The fragmented narrative flows across time and place, from present-day Cambridge — where the unnamed narrator lives with his wife and daughter while studying — to French Indochina in the early 20th century, with plenty of historical and philosophical asides along the way.

It's also a story of diaspora. Dao's family fled Vietnam to France and Australia at the end of the war, with his parents eventually reuniting in Melbourne, where Dao was born in 1988.

Dao says readers often tell him about the parallels between his family's fate and their families' experiences in other conflicts, from the Irish Civil War to the Chinese Cultural Revolution.

"One thing that I found pleasantly surprising was the way people have connected to the book through their own histories, their own families, and particularly through other experiences of colonialism and migration."

The novel — which won the Victorian Premier's Unpublished Manuscript Award in 2021 — is due to be published in the US in 2025, to coincide with the 50th anniversary of the fall of Saigon.

Reflecting on his win, Dao says it's been an incredible year for Australian fiction.

"There have been some really fantastic novels published this year … that push what Australian fiction can do both in terms of form as well as content," he says, citing works such as Praiseworthy by Alexis Wright and Edenglassie by Melissa Lucashenko (also shortlisted for the Prime Minister's Literary Award for fiction).
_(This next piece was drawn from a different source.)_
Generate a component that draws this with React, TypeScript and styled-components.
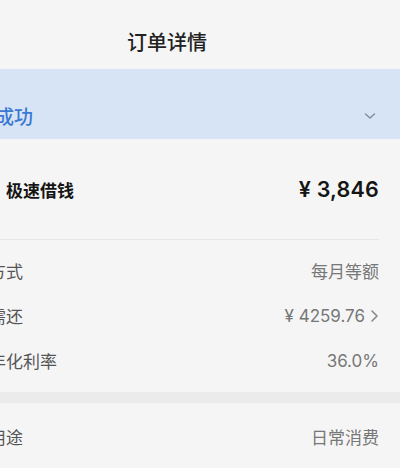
import React from "react";
import styled, { createGlobalStyle } from "styled-components";

const Global = createGlobalStyle`
  html, body { margin: 0; padding: 0; background: #f5f5f5; overflow: hidden; }
  body { font-family: Inter, "Noto Sans CJK SC", sans-serif; -webkit-font-smoothing: antialiased; }
`;

const Page = styled.div`
  width: 466px;
  margin-left: -66px;
  background: #f5f5f5;
`;

const Header = styled.header`
  height: 69px;
  display: flex;
  align-items: flex-end;
  justify-content: center;
  box-sizing: border-box;
`;

const Title = styled.h1`
  margin: 0 0 12px;
  font-size: 20px;
  font-weight: 500;
  color: #222;
  line-height: 28px;
`;

const StatusBand = styled.div`
  height: 70px;
  background: #d6e4f5;
  display: flex;
  align-items: center;
  justify-content: space-between;
  padding: 0 21px;
  box-sizing: border-box;
`;

const StatusText = styled.span`
  font-size: 19px;
  font-weight: 500;
  color: #3b78d4;
  padding-top: 22px;
  margin-left: 2px;
`;

const Chevron = styled.svg`
  width: 14px;
  height: 14px;
  margin-top: 24px;
  margin-right: 2px;
`;

const Section = styled.section`
  padding: 0 21px;
`;

const ProductRow = styled.div`
  height: 100px;
  display: flex;
  align-items: center;
  justify-content: space-between;
  border-bottom: 1px solid #e6e6e6;
`;

const ProductName = styled.div`
  display: flex;
  align-items: center;
  gap: 11px;
  font-size: 17px;
  font-weight: 700;
  color: #151515;
`;

const Logo = styled.div`
  width: 40px;
  height: 40px;
  border-radius: 10px;
  background: #3b78d4;
`;

const Amount = styled.div`
  font-size: 21.5px;
  font-weight: 600;
  color: #151515;
  letter-spacing: 0.2px;
`;

const Rows = styled.div<{ $top: number; $bottom: number }>`
  padding: ${(p) => p.$top}px 0 ${(p) => p.$bottom}px;
`;

const Row = styled.div`
  height: 45px;
  display: flex;
  align-items: center;
  justify-content: space-between;
  font-size: 17px;
`;

const Label = styled.span`
  color: #555;
`;

const Value = styled.span`
  color: #777;
  display: flex;
  align-items: center;
  gap: 5px;
`;

const Gap = styled.div`
  height: 11px;
  background: #ebebeb;
`;

const Arrow = () => (
  <svg width="9" height="14" viewBox="0 0 9 14">
    <path d="M2 2l5 5-5 5" fill="none" stroke="#888" strokeWidth="1.6" strokeLinecap="round" strokeLinejoin="round" />
  </svg>
);

export default function App() {
  return (
    <Page>
      <Global />
      <Header>
        <Title>订单详情</Title>
      </Header>
      <StatusBand>
        <StatusText>放款成功</StatusText>
        <Chevron viewBox="0 0 14 14">
          <path d="M2.5 5l4.5 4 4.5-4" fill="none" stroke="#7f8a99" strokeWidth="1.4" strokeLinecap="round" strokeLinejoin="round" />
        </Chevron>
      </StatusBand>
      <Section>
        <ProductRow>
          <ProductName>
            <Logo />
            极速借钱
          </ProductName>
          <Amount>¥ 3,846</Amount>
        </ProductRow>
        <Rows $top={8} $bottom={9}>
          <Row>
            <Label>还款方式</Label>
            <Value>每月等额</Value>
          </Row>
          <Row>
            <Label>总计需还</Label>
            <Value>
              ¥ 4259.76 <Arrow />
            </Value>
          </Row>
          <Row>
            <Label>参考年化利率</Label>
            <Value>36.0%</Value>
          </Row>
        </Rows>
      </Section>
      <Gap />
      <Section>
        <Rows $top={11} $bottom={0}>
          <Row>
            <Label>借款用途</Label>
            <Value>日常消费</Value>
          </Row>
        </Rows>
      </Section>
    </Page>
  );
}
"I see Anam in line with these new directions in Australian fiction, and winning feels like a recognition of that."

A whisper in the ear

Close to the Subject — winner of the $80,000 Prime Minister's Literary Award for non-fiction — is a collection of Bundjalung and Kullilli journalist and writer Daniel Browning's poetry, memoir, art criticism and radio journalism, spanning two decades.

A book cover with a blue border showing a photograph of a young man wearing a blue t-shirt, with one hand shielding his eyes

"Browning demonstrates clear talent as an observer of cultural and political life," the judges said. (Supplied: Magabala Books)

In a review for ABC Arts, critic Cher Tan describes Close to the Subject as a "tapestry of sovereign resistance".

She writes: "Browning's collection of non-fiction writing is a compelling record of First Nations agitprop, an assembly of artists and activists who have long fought the status quo in unconventional and perceptive ways."

Browning, who is also the presenter of ABC RN's The Art Show, worked closely with Magabala Books' Rachel Bin Salleh and Arlie Alizzi on the book, and credits the Broome-based publishing house with giving a much-needed platform to Indigenous voices.

"They're a family and, without them, so much Blak writing wouldn't get published," he says.

The publication of Close to the Subject, which also won the 2024 Victorian Premier's Literary Award for Indigenous Writing, comes at a moment when arts criticism in Australia is in decline.

"There's a disinvestment and a disengagement in what critics have written and what role they play. I try to just be a person who asks about the value of something objectively," Browning says.

"In a crowded world, you want to know; you want somebody to help you sift the good from the bad or the marginal from the mediocre.

"I'm just one voice and I know there are more voices that are emerging, particularly in the Blak space, which is encouraging."

An Indigenous man with a shaved head, wearing a turtleneck jumper and holding a book in his crossed arms

Now ABC's Editor of Indigenous Radio, Browning began his career at the national broadcaster in 1994. (Supplied: Magabala Books)

Browning's next literary endeavour is a historical work exploring the life of little-known Aboriginal activist Anthony Martin Fernando, the subject of Fernando's Ghost in Close to the Subject.

He plans to work on the project when he travels to the UK in October to take up the two-month Cambridge Australia First Nations Writer-in-Residence fellowship.

Browning, accustomed to working behind a microphone, welcomes the opportunity to engage with a literary audience.

"There's a beauty and a simplicity in the printed word and … you can reach people in a different way," he says.

"Reading is like being gently prodded or nudged or having something whispered in one's ear. That's how I think of writing; as being a much slower process, less immediate, and perhaps more meaningful in the end."